# Your instructions:
Search the listing below for the word "components" and copy each line that holds it.

──────── Data lines ────────

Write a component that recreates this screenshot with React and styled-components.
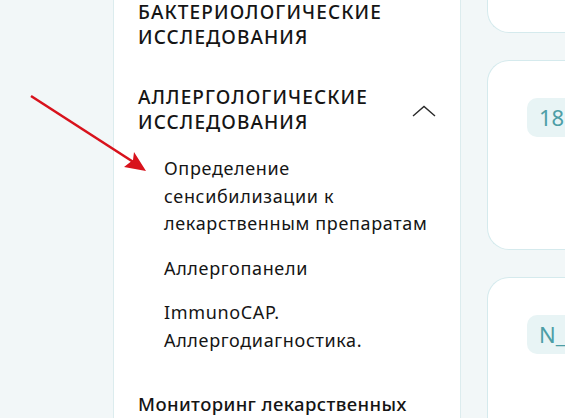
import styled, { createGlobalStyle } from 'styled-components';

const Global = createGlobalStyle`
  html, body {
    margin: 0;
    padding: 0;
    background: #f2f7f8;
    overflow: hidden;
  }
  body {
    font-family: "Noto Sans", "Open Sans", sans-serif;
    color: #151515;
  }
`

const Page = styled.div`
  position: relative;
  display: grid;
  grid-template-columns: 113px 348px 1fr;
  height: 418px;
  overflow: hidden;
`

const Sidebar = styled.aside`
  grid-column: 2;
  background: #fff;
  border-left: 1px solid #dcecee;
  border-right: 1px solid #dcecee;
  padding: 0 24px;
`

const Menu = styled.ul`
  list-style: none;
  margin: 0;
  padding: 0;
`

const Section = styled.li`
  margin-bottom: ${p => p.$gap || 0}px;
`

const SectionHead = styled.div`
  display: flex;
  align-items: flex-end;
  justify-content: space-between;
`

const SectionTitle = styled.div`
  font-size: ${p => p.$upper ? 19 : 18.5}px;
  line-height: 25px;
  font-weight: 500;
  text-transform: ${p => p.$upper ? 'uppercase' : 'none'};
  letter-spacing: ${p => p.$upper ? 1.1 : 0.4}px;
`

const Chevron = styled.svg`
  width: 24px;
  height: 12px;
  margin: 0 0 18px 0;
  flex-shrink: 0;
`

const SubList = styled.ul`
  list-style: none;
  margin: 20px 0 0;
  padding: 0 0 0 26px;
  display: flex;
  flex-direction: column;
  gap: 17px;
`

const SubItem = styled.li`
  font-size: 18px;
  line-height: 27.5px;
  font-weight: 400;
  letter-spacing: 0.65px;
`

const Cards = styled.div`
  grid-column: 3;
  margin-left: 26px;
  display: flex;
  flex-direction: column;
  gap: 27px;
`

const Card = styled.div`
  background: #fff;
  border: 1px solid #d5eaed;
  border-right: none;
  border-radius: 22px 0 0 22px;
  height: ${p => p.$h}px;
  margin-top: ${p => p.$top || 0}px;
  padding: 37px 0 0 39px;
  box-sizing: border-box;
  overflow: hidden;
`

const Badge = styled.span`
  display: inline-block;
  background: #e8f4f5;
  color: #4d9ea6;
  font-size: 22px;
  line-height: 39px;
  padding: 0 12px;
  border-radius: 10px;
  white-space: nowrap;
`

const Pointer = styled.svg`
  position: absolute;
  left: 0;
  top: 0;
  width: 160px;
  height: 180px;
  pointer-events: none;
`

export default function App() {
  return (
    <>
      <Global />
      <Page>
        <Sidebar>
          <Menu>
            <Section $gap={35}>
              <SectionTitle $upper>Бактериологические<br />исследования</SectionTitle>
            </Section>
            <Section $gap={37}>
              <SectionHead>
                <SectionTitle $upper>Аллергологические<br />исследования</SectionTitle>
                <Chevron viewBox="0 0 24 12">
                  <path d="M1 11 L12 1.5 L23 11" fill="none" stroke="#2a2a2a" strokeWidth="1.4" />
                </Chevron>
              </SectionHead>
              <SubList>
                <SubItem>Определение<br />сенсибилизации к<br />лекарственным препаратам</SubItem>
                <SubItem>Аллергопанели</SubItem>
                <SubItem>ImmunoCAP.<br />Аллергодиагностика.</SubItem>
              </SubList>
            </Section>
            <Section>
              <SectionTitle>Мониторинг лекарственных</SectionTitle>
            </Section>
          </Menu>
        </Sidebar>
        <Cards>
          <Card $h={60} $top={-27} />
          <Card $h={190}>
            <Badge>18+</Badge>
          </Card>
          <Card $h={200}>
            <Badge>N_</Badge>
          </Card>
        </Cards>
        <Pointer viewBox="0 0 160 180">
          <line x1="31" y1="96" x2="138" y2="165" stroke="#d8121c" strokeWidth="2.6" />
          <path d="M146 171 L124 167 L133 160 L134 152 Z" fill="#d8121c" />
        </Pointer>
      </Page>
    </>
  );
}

────────

# Answer to this task:
Write a component that recreates this screenshot with React and styled-components.
import styled, { createGlobalStyle } from 'styled-components';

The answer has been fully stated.